Un cartello campeggia sullo stand di distribuzione della pasta: “Sì, ne vale la pena”. E, raccogliendo l'invito, risulta piacevole fare un giro nelle cucine, dove chef e volontari si danno da fare per soddisfare tutti. Qui è il centro operativo della giornata, i veri protagonisti sono loro e gli ingredienti che mescolano a ritmi da maratona.
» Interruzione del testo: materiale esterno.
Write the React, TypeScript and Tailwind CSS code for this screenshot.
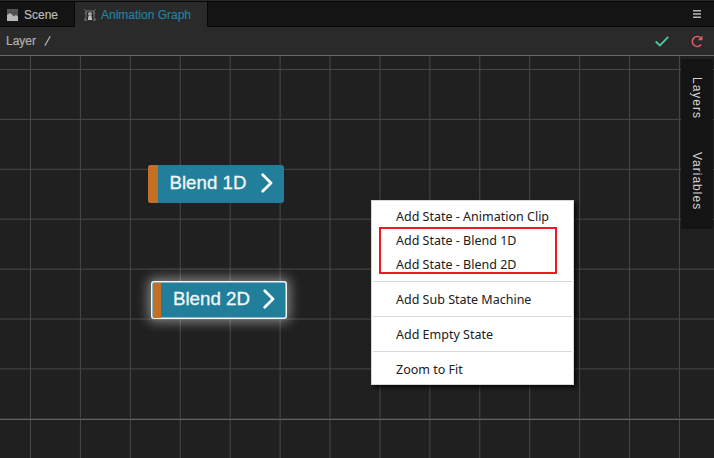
import React from "react";

const columns = Array.from({ length: 14 }, (_, i) => 30.5 + i * 49.92);
const rows = Array.from({ length: 7 }, (_, i) => 14 + i * 49.9);

function Grid() {
  return (
    <svg className="absolute inset-0 h-full w-full" aria-hidden="true">
      <g stroke="#484848" strokeWidth="1">
        {columns.map((x) => (
          <line key={x} x1={x} x2={x} y1="0" y2="403" />
        ))}
        {rows.map((y) => (
          <line key={y} x1="0" x2="714" y1={y - 0.5} y2={y - 0.5} />
        ))}
      </g>
      <line x1="0" x2="714" y1="362.5" y2="362.5" stroke="#343434" />
      <line x1="0" x2="714" y1="363.5" y2="363.5" stroke="#606060" />
    </svg>
  );
}

function Chevron() {
  return (
    <svg width="12" height="20" viewBox="0 0 12 20" fill="none" stroke="#fff" strokeWidth="2.7" strokeLinecap="round" strokeLinejoin="round">
      <path d="M1.7 1.7 10 10 1.7 18.3" />
    </svg>
  );
}

function StateNode({ label, selected = false }: { label: string; selected?: boolean }) {
  return (
    <div
      className={
        selected
          ? "absolute left-[151px] top-[225px] flex h-[38px] w-[136px] rounded-[3px] bg-[#227f9b] p-[1.5px] shadow-[inset_0_0_0_1.5px_#f4f4f4,0_0_12px_3px_rgba(255,255,255,0.45)]"
          : "absolute left-[148px] top-[109px] flex h-[38px] w-[136px] overflow-hidden rounded-[3px] bg-[#227f9b]"
      }
    >
      <div className={selected ? "w-[8.5px] shrink-0 bg-[#c46f24]" : "w-[9.5px] shrink-0 bg-[#c46f24]"} />
      <div className={selected ? "flex flex-1 items-center justify-between pb-[2px] pl-[12px] pr-[10.5px]" : "flex flex-1 items-center justify-between pb-[2px] pl-[12px] pr-[11.5px]"}>
        <span className="whitespace-nowrap text-[18.7px] leading-none text-[#f2f6f7] [-webkit-text-stroke:0.3px_#f2f6f7]">{label}</span>
        <Chevron />
      </div>
    </div>
  );
}

function MenuItem({ children }: { children: string }) {
  return <div className="flex h-6 items-center whitespace-pre pl-6 pt-[2px]">{children}</div>;
}

function Divider() {
  return <div className="mx-px my-[5px] h-px bg-[#d7d9dc]" />;
}

function SceneIcon() {
  return (
    <svg width="11" height="12" viewBox="0 0 11 12">
      <path d="M0 0h11v12H0z" fill="#555" />
      <path d="M0 6 3 4l4 3.5L9 6l2 1.5V12H0z" fill="#b8b8b8" />
      <path d="M0 3.5h11M3.5 0v4M7.5 0v5" stroke="#474747" strokeWidth=".6" />
    </svg>
  );
}

function GraphIcon() {
  return (
    <svg width="12" height="12" viewBox="0 0 12 12" fill="none">
      <path d="M.5.5 2.5 2h7l2-1.5M2 2v6L.5 11M10 2v6l1.5 3M3 2.5.8 5M9 2.5 11.2 5" stroke="#777" />
      <circle cx="6" cy="5" r="2" fill="#a5a5a5" />
      <path d="M4.5 7h3l.7 4H3.8z" fill="#c0c0c0" />
      <path d="M.5 11h2.5M9 11h2.5" stroke="#888" />
    </svg>
  );
}

export default function App() {
  return (
    <div className="flex h-[458px] w-[714px] flex-col overflow-hidden bg-[#202020] font-['Liberation_Sans',sans-serif]">
      <header className="flex h-[27px] shrink-0 border-t border-[#292929] bg-[#141414] text-[12px]">
        <div className="flex w-[75px] items-center gap-[6px] border-b border-t border-[#080808] border-r pl-[7px] pt-px text-[#b9b9b9]">
          <SceneIcon />
          <span className="[-webkit-text-stroke:0.2px_#b9b9b9]">Scene</span>
        </div>
        <div className="flex w-[132px] items-center gap-[5px] border-t border-[#080808] bg-[#2a2a2a] pl-[9px] text-[#24809b]">
          <GraphIcon />
          <span className="whitespace-nowrap [-webkit-text-stroke:0.2px_#24809b]">Animation Graph</span>
        </div>
        <div className="flex flex-1 items-center justify-end border-y border-l border-[#080808] pr-[13px]">
          <svg width="8" height="8" viewBox="0 0 8 8" stroke="#b4b4b4" strokeWidth="1.6">
            <path d="M0 .8h8M0 4h8M0 7.2h8" />
          </svg>
        </div>
      </header>
      <div className="flex h-[29px] shrink-0 items-center border-b border-[#6a6a6a] bg-[#2a2a2a] pl-[6px] pr-[11px] text-[12px] text-[#b0b0b0]">
        <span className="[-webkit-text-stroke:0.2px_#b0b0b0]">Layer</span>
        <svg className="ml-[8px]" width="7" height="10" viewBox="0 0 7 10" stroke="#b0b0b0" strokeWidth="1.3">
          <path d="M6.2 .3.8 9.7" />
        </svg>
        <svg className="ml-auto mr-[22px]" width="14" height="11" viewBox="0 0 14 11" fill="none" stroke="#50c6a0" strokeWidth="1.8">
          <path d="m.7 5.5 4.2 4L13.3.8" />
        </svg>
        <svg width="12" height="13" viewBox="0 0 12 13" fill="none" stroke="#d95b68" strokeWidth="1.6">
          <path d="M10.2 9.6A5 5 0 1 1 9.8 2.9" />
          <path d="M11.5.5v4.7H6.8z" fill="#d95b68" stroke="none" />
        </svg>
      </div>
      <main className="relative flex-1 overflow-hidden">
        <Grid />
        <StateNode label="Blend 1D" />
        <StateNode label="Blend 2D" selected />
        <aside className="absolute left-[681px] top-[3px] flex h-[170px] w-[32px] flex-col items-center bg-[#141414] pt-[18px] text-[12px] tracking-[1px] text-[#d4d4d4]">
          <span className="h-[75px] leading-[16px] [writing-mode:vertical-rl]">Layers</span>
          <span className="leading-[16px] [writing-mode:vertical-rl]">Variables</span>
        </aside>
        <div className="absolute left-[371px] top-[144px] h-[185px] w-[203px] border border-[#d4d6d9] bg-white pt-[3px] font-['Noto_Sans',sans-serif] text-[12.5px] text-[#202020] shadow-[3px_3px_4px_rgba(0,0,0,0.65)]">
          <MenuItem>Add State - Animation Clip</MenuItem>
          <MenuItem>Add State - Blend 1D</MenuItem>
          <MenuItem>Add State - Blend 2D</MenuItem>
          <Divider />
          <MenuItem>Add Sub State Machine</MenuItem>
          <Divider />
          <MenuItem>Add Empty State</MenuItem>
          <Divider />
          <MenuItem>Zoom to Fit</MenuItem>
          <div className="absolute left-[7px] top-[26px] h-[47px] w-[178px] border-2 border-[#ed1c24]" />
        </div>
      </main>
    </div>
  );
}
Ne approfittiamo per scambiare due parole con Adriana, una delle operatrici, che ci spiega come “rivivere e far rivivere la Sagra è la spinta più importante” per la città, “anche perché si tratta dell'evento maggiore per Amatrice”. Adriana racconta che, come tutti, era consapevole dell'impossibilità di preparare il tutto in un clima di festa: “Nello stesso tempo, però, era giusto ripartire, soprattutto per i bambini lì in prima fila – dice indicando un gruppo di giovanissimi amatriciani intenti a distribuire i piatti -. Loro sono rimasti ed è giusto che per loro la vita continui”. Le condizioni attuali della città non hanno certo fatto mancare le loro conseguenze anche a livello logistico: “Non è stato facile ma abbiamo avuto l'aiuto del Comune e della Regione (tra gli aiuti anche alcune volanti della Polizia municipale di Roma Capitale, ndr), altrimenti non sarebbe stato possibile realizzare tutto questo”. La salutiamo chiedendole se questo evento possa contribuire a richiamare un'attenzione maggiore su Amatrice e i suoi abitanti: “Io me lo auguro”.
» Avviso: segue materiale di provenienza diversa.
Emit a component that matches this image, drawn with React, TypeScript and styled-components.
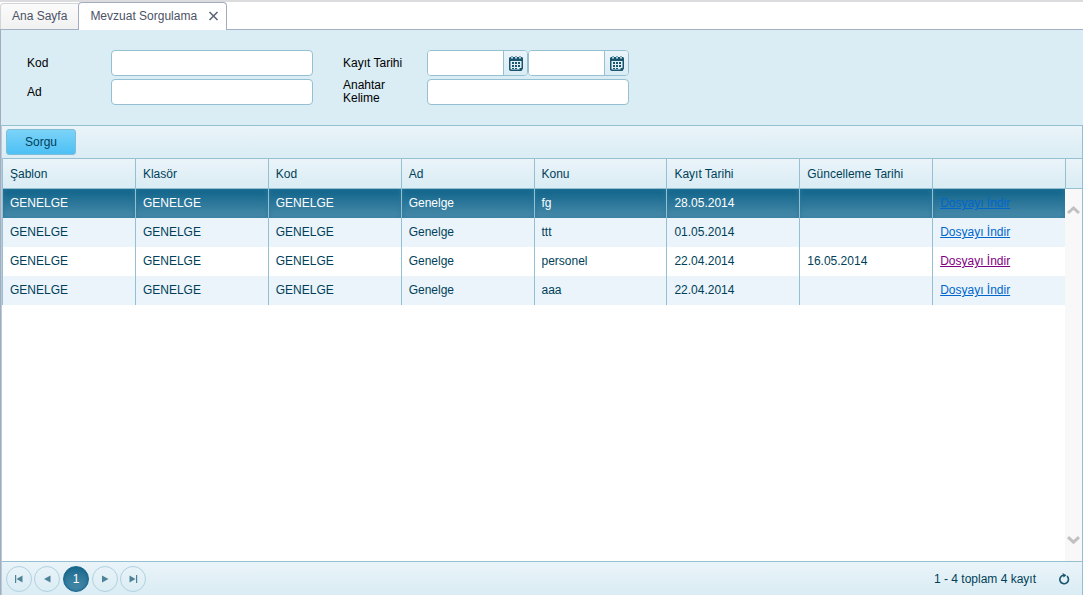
import React, { useState } from 'react';
import styled, { createGlobalStyle, css } from 'styled-components';

const line = '#94c0d2';
const ink = '#003f59';
const bar = 'linear-gradient(#eaf4f9, #daecf4)';

const GlobalStyle = createGlobalStyle`
  *, *::before, *::after { box-sizing: border-box; }
  body {
    margin: 0;
    background: #fff;
    color: ${ink};
    font: 12px/16px "Liberation Sans", Arial, sans-serif;
  }
  button, input { font: inherit; color: inherit; margin: 0; }
`;

const Page = styled.div`
  display: flex;
  flex-direction: column;
  min-height: 100vh;
  border-top: 2px solid #dcdcdf;
`;

const TabStrip = styled.nav`
  display: flex;
  align-items: flex-end;
  height: 28px;
  border-bottom: 1px solid #a3b0c3;
`;

const Tab = styled.div<{ $active?: boolean }>`
  display: flex;
  align-items: center;
  gap: 11px;
  height: 26px;
  padding: 0 11px 2px;
  border: 1px solid #d3d5da;
  border-width: 1px 0 0 1px;
  border-radius: 4px 0 0 0;
  background: linear-gradient(#fbfbfb, #f1f1f1);
  color: #4b5266;
  ${(p) => p.$active && css`
    height: 28px;
    margin-bottom: -1px;
    padding: 0 7px 2px 11px;
    border: 1px solid #a3acbf;
    border-bottom: 0;
    border-radius: 4px 4px 0 0;
    background: #fff;
  `}
`;

const PlainButton = styled.button`
  display: flex;
  align-items: center;
  padding: 0;
  border: 0;
  background: none;
  cursor: pointer;
`;

const Panel = styled.main`
  flex: 1;
  display: flex;
  flex-direction: column;
  border-left: 1px solid #a3acbf;
  background: #daecf4;
`;

const Filters = styled.form`
  display: flex;
  flex-wrap: wrap;
  gap: 30px;
  padding: 20px 26px;
  color: #000;
`;

const FilterGroup = styled.div`
  display: grid;
  grid-template-columns: 84px 202px;
  grid-auto-rows: 26px;
  row-gap: 3px;
  align-items: center;
`;

const Label = styled.label`
  padding-right: 12px;
  line-height: 13px;
`;

const Field = styled.input`
  width: 100%;
  height: 26px;
  padding: 0 6px;
  border: 1px solid ${line};
  border-radius: 4px;
  background: #fff;
`;

const DateRange = styled.div`
  display: grid;
  grid-template-columns: 1fr 1fr;
`;

const DateBox = styled.div`
  display: flex;
  height: 26px;
  overflow: hidden;
  border: 1px solid ${line};
  border-radius: 4px;
  background: #fff;
`;

const DateInput = styled.input`
  flex: 1;
  min-width: 0;
  padding: 0 6px;
  border: 0;
  background: #fff;
`;

const CalendarButton = styled(PlainButton)`
  justify-content: center;
  width: 24px;
  border-left: 1px solid ${line};
  background: ${bar};
`;

const Grid = styled.section`
  flex: 1;
  display: flex;
  flex-direction: column;
  border: 1px solid ${line};
  border-bottom: 0;
  border-left-color: #b9cbd9;
  background: #fff;
`;

const Toolbar = styled.div`
  height: 33px;
  padding: 3px 4px;
  border-bottom: 1px solid ${line};
  background: ${bar};
`;

const QueryButton = styled.button`
  height: 26px;
  min-width: 70px;
  padding: 0 12px;
  border: 1px solid #7fbcd6;
  border-radius: 3px;
  background: linear-gradient(#7cd3f8, #4cc0f5);
  cursor: pointer;
`;

const GridBody = styled.div`
  flex: 1;
  display: flex;
`;

const TableArea = styled.div`
  flex: 1;
  min-width: 0;
`;

const Table = styled.table`
  width: 100%;
  table-layout: fixed;
  border-collapse: separate;
  border-spacing: 0;
`;

const HeadCell = styled.th`
  height: 30px;
  padding: 0 7px;
  border: 1px solid ${line};
  border-width: 0 0 1px 1px;
  background: ${bar};
  font-weight: normal;
  text-align: left;
`;

const Row = styled.tr<{ $selected: boolean }>`
  color: ${(p) => (p.$selected ? '#fff' : ink)};
  background: #fff;
  &:nth-child(even) { background: #eaf4fa; }
`;

const Cell = styled.td<{ $selected: boolean }>`
  height: 29px;
  padding: 0 7px 1px;
  border-left: 1px solid ${line};
  white-space: nowrap;
  ${(p) => p.$selected && css`
    background: linear-gradient(#0f638a, #4a8cab) padding-box;
    box-shadow: inset 0 0 5px #2a789b;
  `}
`;

const FileLink = styled.a<{ $visited?: boolean }>`
  color: ${(p) => (p.$visited ? '#800080' : '#0066cc')};
`;

const Gutter = styled.div`
  display: flex;
  flex-direction: column;
  width: 17px;
`;

const GutterHead = styled.div`
  height: 30px;
  border: 1px solid ${line};
  border-width: 0 0 1px 1px;
  background: ${bar};
`;

const ScrollTrack = styled.div`
  flex: 1;
  display: flex;
  flex-direction: column;
  justify-content: space-between;
  align-items: center;
  padding: 16px 0;
  background: #f8f8f8;
`;

const Pager = styled.footer`
  display: flex;
  align-items: center;
  gap: 2px;
  height: 34px;
  padding: 1px 12px 0 4px;
  border-top: 1px solid ${line};
  background: ${bar};
`;

const PageButton = styled.button<{ $current?: boolean }>`
  display: flex;
  align-items: center;
  justify-content: center;
  width: 26px;
  height: 26px;
  padding: 0;
  border: 1px solid #afd1df;
  border-radius: 50%;
  background: none;
  color: #4f8298;
  cursor: pointer;
  ${(p) => p.$current && css`
    margin: 0 1px;
    border-color: #15658a;
    background: linear-gradient(#1c6a8e, #4a8cab);
    box-shadow: inset 0 0 4px #15658a;
    color: #fff;
  `}
`;

const Summary = styled.span`
  margin-left: auto;
  padding-right: 20px;
`;

const CalendarIcon = () => (
  <svg width="14" height="15" viewBox="0 0 14 15" aria-hidden="true">
    <path
      fillRule="evenodd"
      d="M1 1h1v1.5h2V1h2v1.5h2V1h2v1.5h2V1h1l1 1v10.5L12.5 15H1.5L0 14V2zM1.5 5v8l.5.5h8.5V12h2V5z"
      fill="#1a556e"
    />
    <path d="M2 0h2v1.500H2zM6 0h2v1.500H6zM10 0h2v1.500h-2z" fill="#7fa9bb" />
    <path
      d="M6 6h2v2H6zM9 6h2v2H9zM3 6h2v2H3zM3 9h2v2H3zM6 9h2v2H6zM9 9h2v2H9zM3 12h2v1H3zM6 12h2v1H6z"
      fill="#1a556e"
    />
  </svg>
);

const CloseIcon = () => (
  <svg width="11" height="10" viewBox="0 0 11 10" aria-hidden="true">
    <path d="M1.5 1l8 8M9.5 1l-8 8" stroke="#5a6173" strokeWidth="1.5" />
  </svg>
);

const Chevron = ({ down }: { down?: boolean }) => (
  <svg width="13" height="10" viewBox="0 0 13 10" aria-hidden="true">
    <path
      d={down ? 'M1 2.200l5.500 5 5.500-5' : 'M1 8l5.500-5 5.500 5'}
      fill="none"
      stroke="#c1c1c1"
      strokeWidth="3"
    />
  </svg>
);

const pagerShapes = {
  first: 'M1 1h1.200v8H1zM8.500 1.500v7L2.500 5z',
  previous: 'M8.500 1.500v7L2 5z',
  next: 'M2 1.500v7L8.500 5z',
  last: 'M1.500 1.500v7L7.500 5zM8 1h1.200v8H8z',
};

const PagerIcon = ({ name }: { name: keyof typeof pagerShapes }) => (
  <svg width="10" height="10" viewBox="0 0 10 10" aria-hidden="true">
    <path d={pagerShapes[name]} fill="currentColor" />
  </svg>
);

const RefreshIcon = () => (
  <svg width="12" height="12" viewBox="0 0 12 12" aria-hidden="true">
    <path d="M9 3.200A4.300 4.300 0 1 1 5.500 2.200" fill="none" stroke="#1a556e" strokeWidth="1.6" />
    <path d="M4.500 0L8.500 2.200 5.500 4.600z" fill="#1a556e" />
  </svg>
);

const columns = ['Şablon', 'Klasör', 'Kod', 'Ad', 'Konu', 'Kayıt Tarihi', 'Güncelleme Tarihi', ''];

const records = [
  { subject: 'fg', created: '28.05.2014', updated: '', visited: false },
  { subject: 'ttt', created: '01.05.2014', updated: '', visited: false },
  { subject: 'personel', created: '22.04.2014', updated: '16.05.2014', visited: true },
  { subject: 'aaa', created: '22.04.2014', updated: '', visited: false },
];

const DateField = ({ id, label }: { id: string; label?: string }) => (
  <DateBox>
    <DateInput id={id} type="text" aria-label={label} />
    <CalendarButton type="button" aria-label="Takvim"><CalendarIcon /></CalendarButton>
  </DateBox>
);

export default function App() {
  const [selected, setSelected] = useState(0);

  return (
    <Page>
      <GlobalStyle />
      <TabStrip>
        <Tab><PlainButton>Ana Sayfa</PlainButton></Tab>
        <Tab $active>
          <PlainButton>Mevzuat Sorgulama</PlainButton>
          <PlainButton aria-label="Kapat"><CloseIcon /></PlainButton>
        </Tab>
      </TabStrip>
      <Panel>
        <Filters>
          <FilterGroup>
            <Label htmlFor="kod">Kod</Label>
            <Field id="kod" type="text" />
            <Label htmlFor="ad">Ad</Label>
            <Field id="ad" type="text" />
          </FilterGroup>
          <FilterGroup>
            <Label htmlFor="tarih">Kayıt Tarihi</Label>
            <DateRange>
              <DateField id="tarih" />
              <DateField id="tarih-son" label="Kayıt Tarihi (son)" />
            </DateRange>
            <Label htmlFor="anahtar">Anahtar Kelime</Label>
            <Field id="anahtar" type="text" />
          </FilterGroup>
        </Filters>
        <Grid>
          <Toolbar><QueryButton type="button">Sorgu</QueryButton></Toolbar>
          <GridBody>
            <TableArea>
              <Table>
                <thead>
                  <tr>{columns.map((name, i) => <HeadCell key={i} scope="col">{name}</HeadCell>)}</tr>
                </thead>
                <tbody>
                  {records.map((r, i) => {
                    const on = i === selected;
                    const values = ['GENELGE', 'GENELGE', 'GENELGE', 'Genelge', r.subject, r.created, r.updated];
                    return (
                      <Row key={i} $selected={on} onClick={() => setSelected(i)}>
                        {values.map((v, c) => <Cell key={c} $selected={on}>{v}</Cell>)}
                        <Cell $selected={on}>
                          <FileLink href="#" $visited={r.visited}>Dosyayı İndir</FileLink>
                        </Cell>
                      </Row>
                    );
                  })}
                </tbody>
              </Table>
            </TableArea>
            <Gutter>
              <GutterHead />
              <ScrollTrack><Chevron /><Chevron down /></ScrollTrack>
            </Gutter>
          </GridBody>
          <Pager>
            <PageButton aria-label="İlk sayfa"><PagerIcon name="first" /></PageButton>
            <PageButton aria-label="Önceki sayfa"><PagerIcon name="previous" /></PageButton>
            <PageButton $current>1</PageButton>
            <PageButton aria-label="Sonraki sayfa"><PagerIcon name="next" /></PageButton>
            <PageButton aria-label="Son sayfa"><PagerIcon name="last" /></PageButton>
            <Summary>1 - 4 toplam 4 kayıt</Summary>
            <PlainButton aria-label="Yenile"><RefreshIcon /></PlainButton>
          </Pager>
        </Grid>
      </Panel>
    </Page>
  );
}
La giornata scorre fra sorrisi e sguardi, tra chi sceglie di trascorrere un pomeriggio in tranquillità gustando e degustando, e chi percorre il corso in direzione della zona rossa. Da entrambi i lati la testimonianza di quanto il terremoto abbia spezzato la vita di questa città, con edifici riportanti danni via via più ingenti, che sembrano quasi preparare allo scenario di devastazione di quello che fu Corso Umberto I. Inutile nascondere che il percorso sarà lungo, e che gli abitanti di Amatrice abbiano il diritto di conoscere quale sarà il proprio futuro, mentre tradizione e cultura provano a risorgere con questo weekend di eventi: “E' un recupero della tradizione – spiega il sindaco della città, Filippo Palombini -. Noi siamo legati alla pasta perché siamo famosi anche per quella. La Sagra l'abbiamo fatta per cinquant'anni, ci ha cresciuti, e recuperare un pezzo di tradizione in un momento del genere è certamente molto importante”. Ma il primo cittadino ha tenuto a precisare che “la sagra non è un risultato: è un momento che serve alla comuntià per trovare stimoli. Quello che avete visto salendo dà la dimensione di un lavoro che durerà anni. Ma gli stimoli servono per sopravvivere, come segnale di fiducia. Oggi la Sagra non vuol dire di festeggiamento né si tratta di un modo per dire le cose vadano bene, ma per dire che devono andare bene. E' un segno di fiducia che ci siamo voluti dare, sforzandoci perché per noi è importante”. D'altronde, la sensazione che si ha oltrepassato il cartello di arrivederci è la stessa provata entrando: uscire da un cuore pulsante per rientrare nel silenzio di un corpo che, ancora oggi, cerca di trovare gli appigli per rialzarsi e tornare a camminare.